_Dataset excerpt_:
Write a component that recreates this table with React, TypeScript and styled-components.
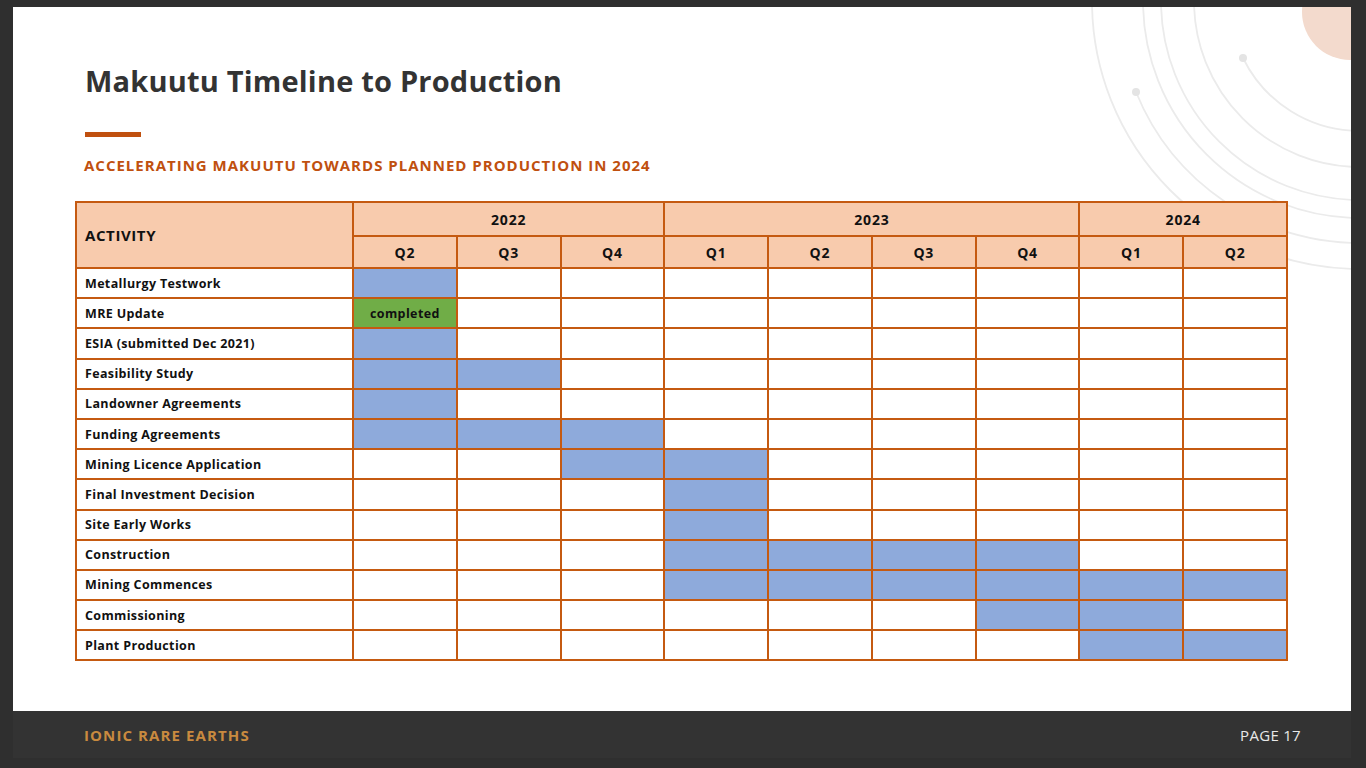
import React from "react";
import styled, { createGlobalStyle } from "styled-components";

const Global = createGlobalStyle`
  html, body { margin: 0; padding: 0; background: #2f2f2f; }
  body { font-family: "Open Sans", sans-serif; }
  * { box-sizing: border-box; }
`;

const Screen = styled.div`
  width: 1366px;
  height: 768px;
  padding: 7px 15px 0 13px;
  background: #2f2f2f;
  overflow: hidden;
`;

const Slide = styled.div`
  position: relative;
  width: 1338px;
  height: 704px;
  background: #ffffff;
  overflow: hidden;
  padding: 57px 0 0 62px;
`;

const Decor = styled.svg`
  position: absolute;
  top: 0;
  right: 0;
  pointer-events: none;
`;

const Content = styled.div`
  position: relative;
  display: flex;
  flex-direction: column;
`;

const Title = styled.h1`
  margin: 0 0 0 10px;
  font-family: "Open Sans", sans-serif;
  font-weight: 700;
  font-size: 29px;
  line-height: 34px;
  color: #333333;
  letter-spacing: 0.2px;
`;

const Accent = styled.div`
  width: 56px;
  height: 5px;
  background: #c0500f;
  margin: 34px 0 0 10px;
`;

const Subtitle = styled.h2`
  margin: 19px 0 0 9px;
  font-family: "Open Sans", sans-serif;
  font-weight: 700;
  font-size: 15px;
  line-height: 18px;
  color: #c0500f;
  letter-spacing: 1px;
`;

const Grid = styled.div`
  margin-top: 27px;
  width: 1213px;
  display: grid;
  grid-template-columns: 277px repeat(9, 1fr);
  grid-template-rows: 34px 32px repeat(13, 30.2px);
  border-top: 2px solid #c55a11;
  border-left: 2px solid #c55a11;
`;

const HeadCell = styled.div<{ $col?: string; $row?: string; $left?: boolean }>`
  grid-column: ${(p) => p.$col || "auto"};
  grid-row: ${(p) => p.$row || "auto"};
  background: #f8cbad;
  border-right: 2px solid #c55a11;
  border-bottom: 2px solid #c55a11;
  display: flex;
  align-items: center;
  justify-content: ${(p) => (p.$left ? "flex-start" : "center")};
  padding-left: ${(p) => (p.$left ? "8px" : "0")};
  font-family: "Open Sans", sans-serif;
  font-weight: 700;
  font-size: ${(p) => (p.$left ? "15px" : "14px")};
  letter-spacing: ${(p) => (p.$left ? "0.6px" : "0.8px")};
  color: #111111;
`;

const NameCell = styled.div`
  border-right: 2px solid #c55a11;
  border-bottom: 2px solid #c55a11;
  display: flex;
  align-items: center;
  padding-left: 8px;
  font-family: "Open Sans", sans-serif;
  font-weight: 700;
  font-size: 12.5px;
  letter-spacing: 0.35px;
  color: #111111;
  white-space: nowrap;
`;

const BarCell = styled.div<{ $fill: "none" | "blue" | "green" }>`
  border-right: 2px solid #c55a11;
  border-bottom: 2px solid #c55a11;
  background: ${(p) =>
    p.$fill === "blue" ? "#8eaadb" : p.$fill === "green" ? "#70ad47" : "#ffffff"};
  display: flex;
  align-items: center;
  justify-content: center;
  font-family: "Open Sans", sans-serif;
  font-weight: 700;
  font-size: 12.5px;
  letter-spacing: 0.4px;
  color: #111111;
`;

const Footer = styled.div`
  width: 1338px;
  height: 47px;
  background: #333333;
  display: flex;
  align-items: center;
  justify-content: space-between;
  padding: 0 50px 0 71px;
  font-family: "Open Sans", sans-serif;
  font-size: 15px;
`;

const Brand = styled.span`
  color: #c98a3f;
  font-weight: 700;
  letter-spacing: 1.1px;
`;

const Page = styled.span`
  color: #e8e8e8;
  font-weight: 400;
  letter-spacing: 0.3px;
`;

type Row = { name: string; bars: number[]; green?: boolean };

const rows: Row[] = [
  { name: "Metallurgy Testwork", bars: [0] },
  { name: "MRE Update", bars: [0], green: true },
  { name: "ESIA (submitted Dec 2021)", bars: [0] },
  { name: "Feasibility Study", bars: [0, 1] },
  { name: "Landowner Agreements", bars: [0] },
  { name: "Funding Agreements", bars: [0, 1, 2] },
  { name: "Mining Licence Application", bars: [2, 3] },
  { name: "Final Investment Decision", bars: [3] },
  { name: "Site Early Works", bars: [3] },
  { name: "Construction", bars: [3, 4, 5, 6] },
  { name: "Mining Commences", bars: [3, 4, 5, 6, 7, 8] },
  { name: "Commissioning", bars: [6, 7] },
  { name: "Plant Production", bars: [7, 8] },
];

const quarters = ["Q2", "Q3", "Q4", "Q1", "Q2", "Q3", "Q4", "Q1", "Q2"];

function Decoration() {
  // svg origin = page (1051, 7); rings centred near page (1360, 1)
  const cx = 309;
  const cy = -6;
  const rings = [268, 217, 199, 166];
  const stroke = "#ebebeb";
  return (
    <Decor width="300" height="320" viewBox="0 0 300 320">
      {rings.map((r) => (
        <circle key={r} cx={cx} cy={cy} r={r} fill="none" stroke={stroke} strokeWidth="1.8" />
      ))}
      <path d="M 85 85 A 242 242 0 0 0 309 236" fill="none" stroke={stroke} strokeWidth="1.8" />
      <circle cx={85} cy={85} r={4} fill="#e4e4e4" />
      <path d="M 192 51 A 130 130 0 0 0 309 124" fill="none" stroke={stroke} strokeWidth="1.8" />
      <circle cx={192} cy={51} r={4} fill="#e4e4e4" />
      <circle cx={299} cy={5} r={48} fill="#f3dacd" />
    </Decor>
  );
}

export default function App() {
  return (
    <>
      <Global />
      <Screen>
        <Slide>
          <Decoration />
          <Content>
            <Title>Makuutu Timeline to Production</Title>
            <Accent />
            <Subtitle>ACCELERATING MAKUUTU TOWARDS PLANNED PRODUCTION IN 2024</Subtitle>
            <Grid>
              <HeadCell $col="1" $row="1 / span 2" $left>
                ACTIVITY
              </HeadCell>
              <HeadCell $col="2 / span 3" $row="1">
                2022
              </HeadCell>
              <HeadCell $col="5 / span 4" $row="1">
                2023
              </HeadCell>
              <HeadCell $col="9 / span 2" $row="1">
                2024
              </HeadCell>
              {quarters.map((q, i) => (
                <HeadCell key={i} $row="2">
                  {q}
                </HeadCell>
              ))}
              {rows.map((r) => (
                <React.Fragment key={r.name}>
                  <NameCell>{r.name}</NameCell>
                  {quarters.map((_, i) => {
                    const on = r.bars.includes(i);
                    return (
                      <BarCell key={i} $fill={on ? (r.green ? "green" : "blue") : "none"}>
                        {on && r.green ? "completed" : null}
                      </BarCell>
                    );
                  })}
                </React.Fragment>
              ))}
            </Grid>
          </Content>
        </Slide>
        <Footer>
          <Brand>IONIC RARE EARTHS</Brand>
          <Page>PAGE 17</Page>
        </Footer>
      </Screen>
    </>
  );
}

_Your goal_: Output each line exactly; omit every picture.

_Final result_:
Write a component that recreates this table with React, TypeScript and styled-components.
import React from "react";
import styled, { createGlobalStyle } from "styled-components";

const Global = createGlobalStyle`
  html, body { margin: 0; padding: 0; background: #2f2f2f; }
  body { font-family: "Open Sans", sans-serif; }
  * { box-sizing: border-box; }
`;

const Screen = styled.div`
  width: 1366px;
  height: 768px;
  padding: 7px 15px 0 13px;
  background: #2f2f2f;
  overflow: hidden;
`;

const Slide = styled.div`
  position: relative;
  width: 1338px;
  height: 704px;
  background: #ffffff;
  overflow: hidden;
  padding: 57px 0 0 62px;
`;

const Decor = styled.svg`
  position: absolute;
  top: 0;
  right: 0;
  pointer-events: none;
`;

const Content = styled.div`
  position: relative;
  display: flex;
  flex-direction: column;
`;

const Title = styled.h1`
  margin: 0 0 0 10px;
  font-family: "Open Sans", sans-serif;
  font-weight: 700;
  font-size: 29px;
  line-height: 34px;
  color: #333333;
  letter-spacing: 0.2px;
`;

const Accent = styled.div`
  width: 56px;
  height: 5px;
  background: #c0500f;
  margin: 34px 0 0 10px;
`;

const Subtitle = styled.h2`
  margin: 19px 0 0 9px;
  font-family: "Open Sans", sans-serif;
  font-weight: 700;
  font-size: 15px;
  line-height: 18px;
  color: #c0500f;
  letter-spacing: 1px;
`;

const Grid = styled.div`
  margin-top: 27px;
  width: 1213px;
  display: grid;
  grid-template-columns: 277px repeat(9, 1fr);
  grid-template-rows: 34px 32px repeat(13, 30.2px);
  border-top: 2px solid #c55a11;
  border-left: 2px solid #c55a11;
`;

const HeadCell = styled.div<{ $col?: string; $row?: string; $left?: boolean }>`
  grid-column: ${(p) => p.$col || "auto"};
  grid-row: ${(p) => p.$row || "auto"};
  background: #f8cbad;
  border-right: 2px solid #c55a11;
  border-bottom: 2px solid #c55a11;
  display: flex;
  align-items: center;
  justify-content: ${(p) => (p.$left ? "flex-start" : "center")};
  padding-left: ${(p) => (p.$left ? "8px" : "0")};
  font-family: "Open Sans", sans-serif;
  font-weight: 700;
  font-size: ${(p) => (p.$left ? "15px" : "14px")};
  letter-spacing: ${(p) => (p.$left ? "0.6px" : "0.8px")};
  color: #111111;
`;

const NameCell = styled.div`
  border-right: 2px solid #c55a11;
  border-bottom: 2px solid #c55a11;
  display: flex;
  align-items: center;
  padding-left: 8px;
  font-family: "Open Sans", sans-serif;
  font-weight: 700;
  font-size: 12.5px;
  letter-spacing: 0.35px;
  color: #111111;
  white-space: nowrap;
`;

const BarCell = styled.div<{ $fill: "none" | "blue" | "green" }>`
  border-right: 2px solid #c55a11;
  border-bottom: 2px solid #c55a11;
  background: ${(p) =>
    p.$fill === "blue" ? "#8eaadb" : p.$fill === "green" ? "#70ad47" : "#ffffff"};
  display: flex;
  align-items: center;
  justify-content: center;
  font-family: "Open Sans", sans-serif;
  font-weight: 700;
  font-size: 12.5px;
  letter-spacing: 0.4px;
  color: #111111;
`;

const Footer = styled.div`
  width: 1338px;
  height: 47px;
  background: #333333;
  display: flex;
  align-items: center;
  justify-content: space-between;
  padding: 0 50px 0 71px;
  font-family: "Open Sans", sans-serif;
  font-size: 15px;
`;

const Brand = styled.span`
  color: #c98a3f;
  font-weight: 700;
  letter-spacing: 1.1px;
`;

const Page = styled.span`
  color: #e8e8e8;
  font-weight: 400;
  letter-spacing: 0.3px;
`;

type Row = { name: string; bars: number[]; green?: boolean };

const rows: Row[] = [
  { name: "Metallurgy Testwork", bars: [0] },
  { name: "MRE Update", bars: [0], green: true },
  { name: "ESIA (submitted Dec 2021)", bars: [0] },
  { name: "Feasibility Study", bars: [0, 1] },
  { name: "Landowner Agreements", bars: [0] },
  { name: "Funding Agreements", bars: [0, 1, 2] },
  { name: "Mining Licence Application", bars: [2, 3] },
  { name: "Final Investment Decision", bars: [3] },
  { name: "Site Early Works", bars: [3] },
  { name: "Construction", bars: [3, 4, 5, 6] },
  { name: "Mining Commences", bars: [3, 4, 5, 6, 7, 8] },
  { name: "Commissioning", bars: [6, 7] },
  { name: "Plant Production", bars: [7, 8] },
];

const quarters = ["Q2", "Q3", "Q4", "Q1", "Q2", "Q3", "Q4", "Q1", "Q2"];

function Decoration() {
  // svg origin = page (1051, 7); rings centred near page (1360, 1)
  const cx = 309;
  const cy = -6;
  const rings = [268, 217, 199, 166];
  const stroke = "#ebebeb";
  return (
    <Decor width="300" height="320" viewBox="0 0 300 320">
      {rings.map((r) => (
        <circle key={r} cx={cx} cy={cy} r={r} fill="none" stroke={stroke} strokeWidth="1.8" />
      ))}
      <path d="M 85 85 A 242 242 0 0 0 309 236" fill="none" stroke={stroke} strokeWidth="1.8" />
      <circle cx={85} cy={85} r={4} fill="#e4e4e4" />
      <path d="M 192 51 A 130 130 0 0 0 309 124" fill="none" stroke={stroke} strokeWidth="1.8" />
      <circle cx={192} cy={51} r={4} fill="#e4e4e4" />
      <circle cx={299} cy={5} r={48} fill="#f3dacd" />
    </Decor>
  );
}

export default function App() {
  return (
    <>
      <Global />
      <Screen>
        <Slide>
          <Decoration />
          <Content>
            <Title>Makuutu Timeline to Production</Title>
            <Accent />
            <Subtitle>ACCELERATING MAKUUTU TOWARDS PLANNED PRODUCTION IN 2024</Subtitle>
            <Grid>
              <HeadCell $col="1" $row="1 / span 2" $left>
                ACTIVITY
              </HeadCell>
              <HeadCell $col="2 / span 3" $row="1">
                2022
              </HeadCell>
              <HeadCell $col="5 / span 4" $row="1">
                2023
              </HeadCell>
              <HeadCell $col="9 / span 2" $row="1">
                2024
              </HeadCell>
              {quarters.map((q, i) => (
                <HeadCell key={i} $row="2">
                  {q}
                </HeadCell>
              ))}
              {rows.map((r) => (
                <React.Fragment key={r.name}>
                  <NameCell>{r.name}</NameCell>
                  {quarters.map((_, i) => {
                    const on = r.bars.includes(i);
                    return (
                      <BarCell key={i} $fill={on ? (r.green ? "green" : "blue") : "none"}>
                        {on && r.green ? "completed" : null}
                      </BarCell>
                    );
                  })}
                </React.Fragment>
              ))}
            </Grid>
          </Content>
        </Slide>
        <Footer>
          <Brand>IONIC RARE EARTHS</Brand>
          <Page>PAGE 17</Page>
        </Footer>
      </Screen>
    </>
  );
}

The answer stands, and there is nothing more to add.